→ **WHAT IS ASKED**
Copy everything from the line with "Emit a component" down to the line with "capsule: 1 330", inclusive of both, exactly as written; leave out all pictures.

-- BEGIN --

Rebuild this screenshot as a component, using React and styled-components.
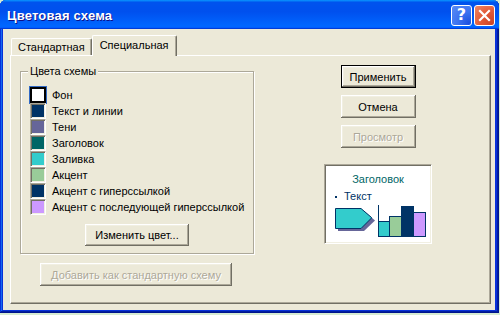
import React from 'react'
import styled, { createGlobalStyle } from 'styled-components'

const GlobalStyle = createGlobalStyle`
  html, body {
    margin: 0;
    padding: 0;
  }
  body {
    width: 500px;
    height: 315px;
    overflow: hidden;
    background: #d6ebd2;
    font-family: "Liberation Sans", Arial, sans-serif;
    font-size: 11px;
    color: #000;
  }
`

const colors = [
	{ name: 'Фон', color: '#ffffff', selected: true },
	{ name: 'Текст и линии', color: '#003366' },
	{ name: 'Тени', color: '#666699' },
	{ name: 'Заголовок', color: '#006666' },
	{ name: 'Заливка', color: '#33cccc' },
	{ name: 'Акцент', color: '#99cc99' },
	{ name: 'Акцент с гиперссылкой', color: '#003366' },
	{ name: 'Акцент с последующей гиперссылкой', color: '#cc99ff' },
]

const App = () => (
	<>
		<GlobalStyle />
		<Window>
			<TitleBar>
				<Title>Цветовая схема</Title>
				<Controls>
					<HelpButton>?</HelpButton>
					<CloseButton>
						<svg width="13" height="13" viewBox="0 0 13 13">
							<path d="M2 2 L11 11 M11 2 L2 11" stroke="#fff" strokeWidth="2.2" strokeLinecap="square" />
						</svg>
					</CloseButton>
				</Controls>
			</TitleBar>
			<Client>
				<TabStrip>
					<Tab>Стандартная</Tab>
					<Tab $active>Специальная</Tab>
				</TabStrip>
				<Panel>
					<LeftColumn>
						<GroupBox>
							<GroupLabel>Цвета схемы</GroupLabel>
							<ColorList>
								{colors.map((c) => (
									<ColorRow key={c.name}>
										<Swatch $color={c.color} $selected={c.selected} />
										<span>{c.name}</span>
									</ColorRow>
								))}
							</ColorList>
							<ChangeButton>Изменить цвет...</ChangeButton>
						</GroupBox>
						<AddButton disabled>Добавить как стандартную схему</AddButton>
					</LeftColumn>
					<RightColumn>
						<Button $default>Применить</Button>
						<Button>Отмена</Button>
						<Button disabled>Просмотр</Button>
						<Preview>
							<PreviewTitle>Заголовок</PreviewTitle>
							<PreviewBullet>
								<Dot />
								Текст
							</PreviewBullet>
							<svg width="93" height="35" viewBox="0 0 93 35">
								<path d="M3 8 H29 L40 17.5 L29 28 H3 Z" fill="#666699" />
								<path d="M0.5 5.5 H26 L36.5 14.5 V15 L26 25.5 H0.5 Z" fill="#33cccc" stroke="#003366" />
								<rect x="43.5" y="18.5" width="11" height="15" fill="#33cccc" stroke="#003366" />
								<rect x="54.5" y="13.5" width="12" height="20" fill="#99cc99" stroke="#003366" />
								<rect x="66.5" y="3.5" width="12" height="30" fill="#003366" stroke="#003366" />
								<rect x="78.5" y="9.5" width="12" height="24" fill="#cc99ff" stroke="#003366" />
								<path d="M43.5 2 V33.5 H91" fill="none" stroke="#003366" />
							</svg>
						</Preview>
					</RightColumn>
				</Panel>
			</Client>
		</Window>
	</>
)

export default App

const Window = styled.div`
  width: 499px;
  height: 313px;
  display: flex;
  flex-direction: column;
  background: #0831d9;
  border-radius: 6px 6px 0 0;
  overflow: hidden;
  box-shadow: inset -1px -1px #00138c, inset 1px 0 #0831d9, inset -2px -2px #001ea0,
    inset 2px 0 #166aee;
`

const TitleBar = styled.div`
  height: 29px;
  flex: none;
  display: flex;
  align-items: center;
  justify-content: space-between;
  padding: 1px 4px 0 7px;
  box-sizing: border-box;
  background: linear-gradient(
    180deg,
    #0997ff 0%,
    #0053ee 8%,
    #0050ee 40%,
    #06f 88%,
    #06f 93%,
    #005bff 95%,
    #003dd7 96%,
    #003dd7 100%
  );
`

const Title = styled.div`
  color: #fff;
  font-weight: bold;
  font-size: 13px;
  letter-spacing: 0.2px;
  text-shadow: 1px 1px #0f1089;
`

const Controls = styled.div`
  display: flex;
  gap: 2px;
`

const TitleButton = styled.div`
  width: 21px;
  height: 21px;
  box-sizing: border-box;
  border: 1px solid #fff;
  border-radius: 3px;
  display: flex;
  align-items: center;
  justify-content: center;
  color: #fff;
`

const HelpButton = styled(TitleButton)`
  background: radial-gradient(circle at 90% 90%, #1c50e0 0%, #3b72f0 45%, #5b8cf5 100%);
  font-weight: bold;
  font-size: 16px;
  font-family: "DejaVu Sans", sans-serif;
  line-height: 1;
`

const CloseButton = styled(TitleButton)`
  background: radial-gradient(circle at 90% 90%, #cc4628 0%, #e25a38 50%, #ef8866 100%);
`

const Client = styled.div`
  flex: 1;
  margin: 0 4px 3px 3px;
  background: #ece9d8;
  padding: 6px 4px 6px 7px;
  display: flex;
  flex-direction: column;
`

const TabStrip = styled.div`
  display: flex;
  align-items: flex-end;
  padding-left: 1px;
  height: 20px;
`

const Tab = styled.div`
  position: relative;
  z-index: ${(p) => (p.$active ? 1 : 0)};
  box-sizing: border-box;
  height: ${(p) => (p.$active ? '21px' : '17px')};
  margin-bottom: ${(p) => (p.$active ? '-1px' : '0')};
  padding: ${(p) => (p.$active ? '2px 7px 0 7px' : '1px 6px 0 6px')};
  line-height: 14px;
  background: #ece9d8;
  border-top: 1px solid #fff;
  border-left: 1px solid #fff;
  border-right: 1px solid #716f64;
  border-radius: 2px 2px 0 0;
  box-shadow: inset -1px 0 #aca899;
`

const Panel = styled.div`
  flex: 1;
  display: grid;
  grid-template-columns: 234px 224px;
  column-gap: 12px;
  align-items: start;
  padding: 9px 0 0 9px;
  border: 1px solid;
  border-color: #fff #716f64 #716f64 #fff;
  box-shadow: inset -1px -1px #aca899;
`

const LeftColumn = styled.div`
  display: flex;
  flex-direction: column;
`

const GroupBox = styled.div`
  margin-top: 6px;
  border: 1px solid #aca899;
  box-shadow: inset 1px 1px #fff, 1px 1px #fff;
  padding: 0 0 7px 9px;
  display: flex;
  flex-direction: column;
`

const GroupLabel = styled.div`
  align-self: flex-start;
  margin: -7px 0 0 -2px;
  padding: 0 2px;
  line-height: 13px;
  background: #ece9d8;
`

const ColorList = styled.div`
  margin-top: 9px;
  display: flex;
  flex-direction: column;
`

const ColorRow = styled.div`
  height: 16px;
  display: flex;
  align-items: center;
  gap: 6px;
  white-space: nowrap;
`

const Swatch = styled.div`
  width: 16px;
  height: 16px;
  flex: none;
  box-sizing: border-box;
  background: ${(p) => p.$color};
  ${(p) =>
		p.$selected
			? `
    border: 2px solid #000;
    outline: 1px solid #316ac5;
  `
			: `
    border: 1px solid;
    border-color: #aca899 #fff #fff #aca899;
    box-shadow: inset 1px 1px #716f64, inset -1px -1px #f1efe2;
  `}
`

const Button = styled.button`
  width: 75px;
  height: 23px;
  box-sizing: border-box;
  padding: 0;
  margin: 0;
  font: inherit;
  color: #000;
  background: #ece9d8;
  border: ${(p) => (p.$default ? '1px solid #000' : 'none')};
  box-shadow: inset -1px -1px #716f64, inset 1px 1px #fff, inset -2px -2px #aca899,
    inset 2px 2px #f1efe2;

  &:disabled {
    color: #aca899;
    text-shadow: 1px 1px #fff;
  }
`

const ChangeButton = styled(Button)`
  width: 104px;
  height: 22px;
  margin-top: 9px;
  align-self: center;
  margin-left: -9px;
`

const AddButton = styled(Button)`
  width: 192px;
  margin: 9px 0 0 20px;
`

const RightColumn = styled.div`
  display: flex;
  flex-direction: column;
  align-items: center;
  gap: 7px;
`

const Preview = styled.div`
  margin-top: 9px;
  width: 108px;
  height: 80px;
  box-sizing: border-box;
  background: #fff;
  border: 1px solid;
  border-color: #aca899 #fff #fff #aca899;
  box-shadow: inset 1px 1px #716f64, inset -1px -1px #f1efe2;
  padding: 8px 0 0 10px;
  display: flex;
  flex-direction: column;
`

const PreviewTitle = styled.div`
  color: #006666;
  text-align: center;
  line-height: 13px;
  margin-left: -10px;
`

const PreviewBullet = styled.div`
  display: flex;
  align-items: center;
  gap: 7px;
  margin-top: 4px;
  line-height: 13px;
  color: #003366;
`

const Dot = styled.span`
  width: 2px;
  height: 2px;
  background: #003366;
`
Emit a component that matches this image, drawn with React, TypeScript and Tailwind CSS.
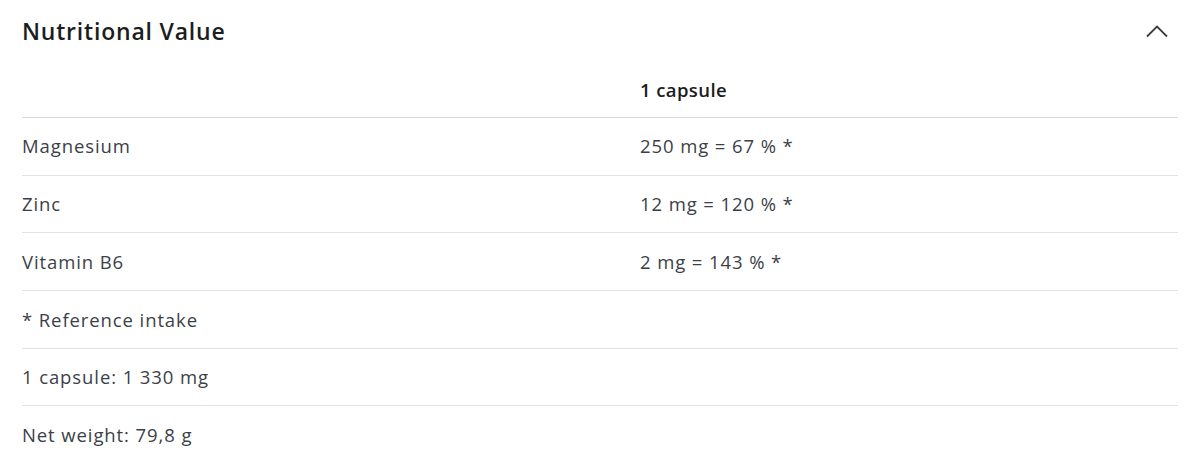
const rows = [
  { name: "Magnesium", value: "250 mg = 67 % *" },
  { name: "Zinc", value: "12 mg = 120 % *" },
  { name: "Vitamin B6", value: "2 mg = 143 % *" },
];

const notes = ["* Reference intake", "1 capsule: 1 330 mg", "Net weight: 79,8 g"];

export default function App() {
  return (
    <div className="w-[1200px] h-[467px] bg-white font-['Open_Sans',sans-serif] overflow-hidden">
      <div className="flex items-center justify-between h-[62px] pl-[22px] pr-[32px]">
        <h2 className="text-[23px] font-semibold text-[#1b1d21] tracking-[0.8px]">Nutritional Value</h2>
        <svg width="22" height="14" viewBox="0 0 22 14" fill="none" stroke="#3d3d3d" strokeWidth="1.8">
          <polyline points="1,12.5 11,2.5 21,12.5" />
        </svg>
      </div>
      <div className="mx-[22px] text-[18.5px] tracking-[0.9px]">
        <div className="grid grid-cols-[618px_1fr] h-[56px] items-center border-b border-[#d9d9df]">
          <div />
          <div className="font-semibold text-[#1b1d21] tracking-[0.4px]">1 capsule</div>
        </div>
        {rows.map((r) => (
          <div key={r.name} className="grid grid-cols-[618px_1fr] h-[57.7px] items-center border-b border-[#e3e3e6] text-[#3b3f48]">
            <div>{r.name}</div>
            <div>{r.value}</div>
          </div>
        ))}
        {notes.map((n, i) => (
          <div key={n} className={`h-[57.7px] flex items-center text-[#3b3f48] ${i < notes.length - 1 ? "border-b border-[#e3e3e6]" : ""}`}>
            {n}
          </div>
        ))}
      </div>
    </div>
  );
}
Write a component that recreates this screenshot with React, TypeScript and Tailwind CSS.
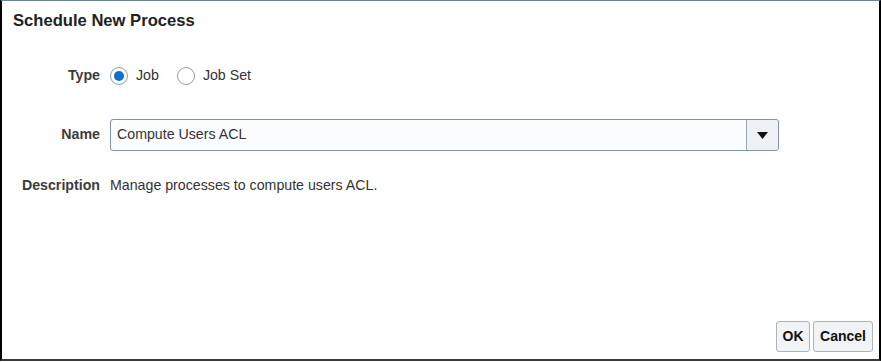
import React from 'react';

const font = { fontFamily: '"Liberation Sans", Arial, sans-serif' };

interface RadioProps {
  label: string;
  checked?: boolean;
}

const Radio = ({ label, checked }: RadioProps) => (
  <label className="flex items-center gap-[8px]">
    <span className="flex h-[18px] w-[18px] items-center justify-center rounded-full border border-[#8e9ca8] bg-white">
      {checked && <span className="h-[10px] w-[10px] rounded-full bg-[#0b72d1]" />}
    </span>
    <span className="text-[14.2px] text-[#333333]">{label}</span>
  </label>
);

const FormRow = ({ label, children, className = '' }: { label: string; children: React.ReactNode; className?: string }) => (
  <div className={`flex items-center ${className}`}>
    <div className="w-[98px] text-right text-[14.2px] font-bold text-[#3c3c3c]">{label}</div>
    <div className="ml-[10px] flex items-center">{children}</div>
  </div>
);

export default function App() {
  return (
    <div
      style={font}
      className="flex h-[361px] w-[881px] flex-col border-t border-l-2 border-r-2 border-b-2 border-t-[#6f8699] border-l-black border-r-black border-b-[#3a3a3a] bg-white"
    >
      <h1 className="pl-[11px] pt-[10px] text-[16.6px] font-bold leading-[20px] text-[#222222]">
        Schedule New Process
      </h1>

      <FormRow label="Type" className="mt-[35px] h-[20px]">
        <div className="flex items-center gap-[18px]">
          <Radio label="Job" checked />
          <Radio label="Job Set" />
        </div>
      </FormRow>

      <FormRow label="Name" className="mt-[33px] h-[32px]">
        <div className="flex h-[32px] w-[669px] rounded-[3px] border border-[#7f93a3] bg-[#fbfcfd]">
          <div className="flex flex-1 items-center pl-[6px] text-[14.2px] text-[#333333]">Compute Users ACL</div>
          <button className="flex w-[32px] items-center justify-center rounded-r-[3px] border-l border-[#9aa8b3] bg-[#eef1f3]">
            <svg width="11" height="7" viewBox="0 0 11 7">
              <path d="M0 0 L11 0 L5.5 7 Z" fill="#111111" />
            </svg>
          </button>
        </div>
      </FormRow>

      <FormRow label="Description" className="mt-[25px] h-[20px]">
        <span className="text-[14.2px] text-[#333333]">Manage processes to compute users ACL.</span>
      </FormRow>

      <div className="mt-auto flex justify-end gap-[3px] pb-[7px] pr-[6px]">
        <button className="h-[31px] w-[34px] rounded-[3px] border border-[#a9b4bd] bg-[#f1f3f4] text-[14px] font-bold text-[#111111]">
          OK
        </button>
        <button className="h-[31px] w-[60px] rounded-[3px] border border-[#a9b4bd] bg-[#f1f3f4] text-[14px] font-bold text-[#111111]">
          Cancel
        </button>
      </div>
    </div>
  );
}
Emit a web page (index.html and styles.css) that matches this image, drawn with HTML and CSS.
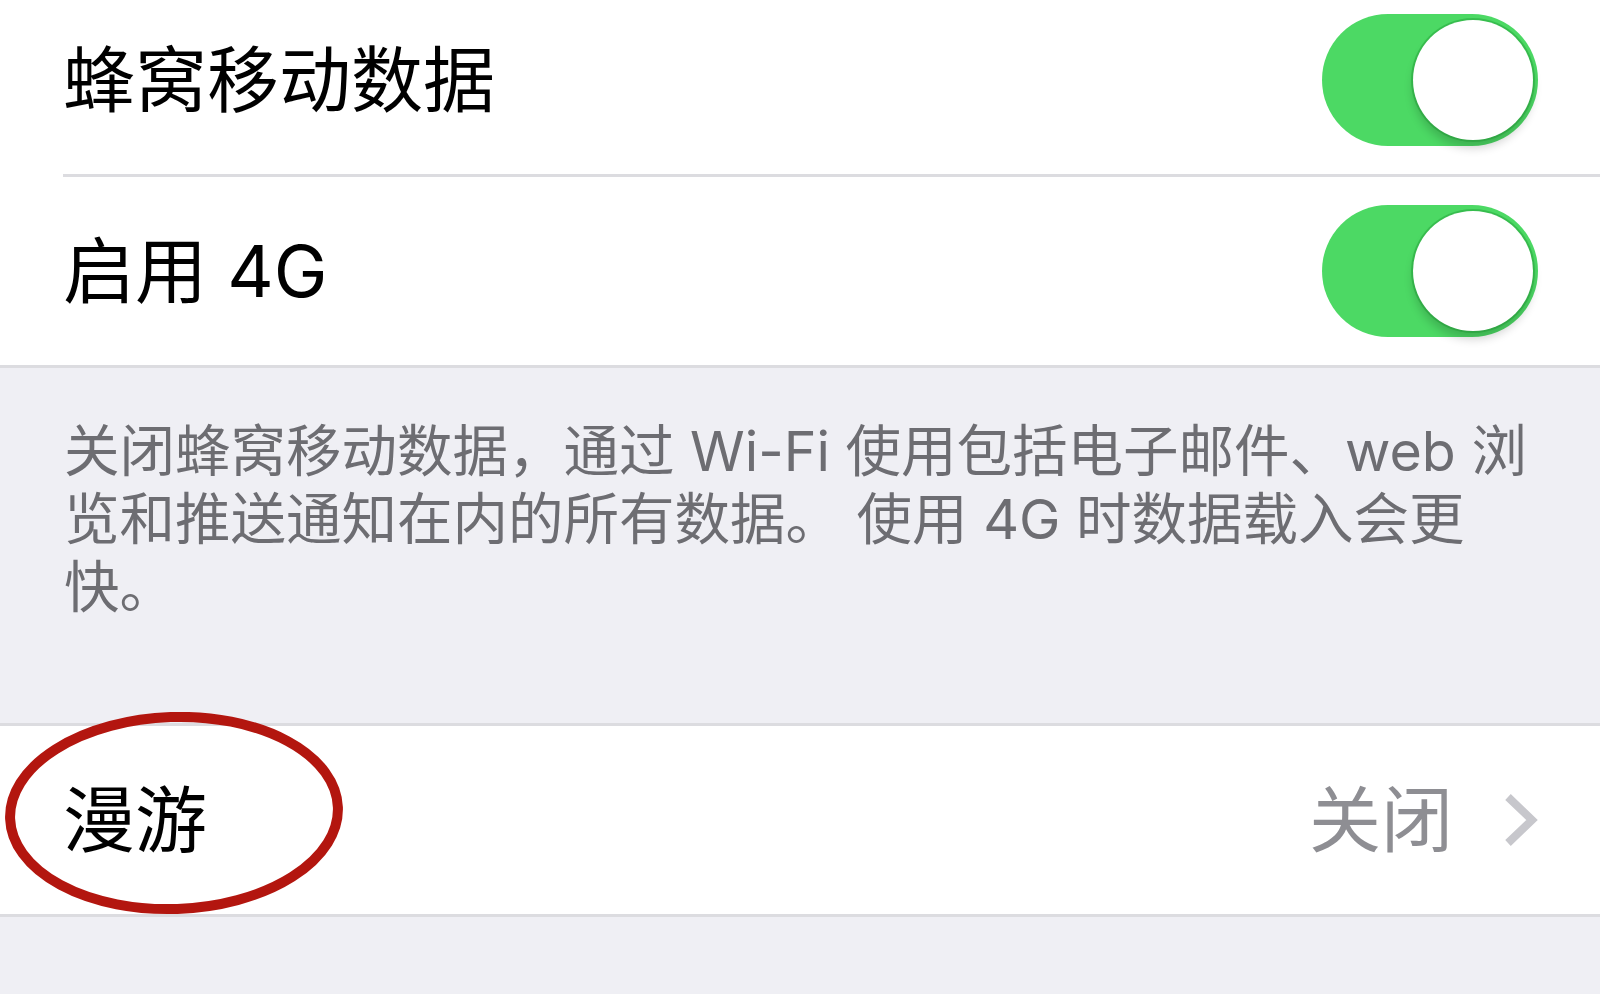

-- END --

→ **TASK RESULT**
Emit a component that matches this image, drawn with React, TypeScript and Tailwind CSS.
const rows = [
  { name: "Magnesium", value: "250 mg = 67 % *" },
  { name: "Zinc", value: "12 mg = 120 % *" },
  { name: "Vitamin B6", value: "2 mg = 143 % *" },
];

const notes = ["* Reference intake", "1 capsule: 1 330 mg", "Net weight: 79,8 g"];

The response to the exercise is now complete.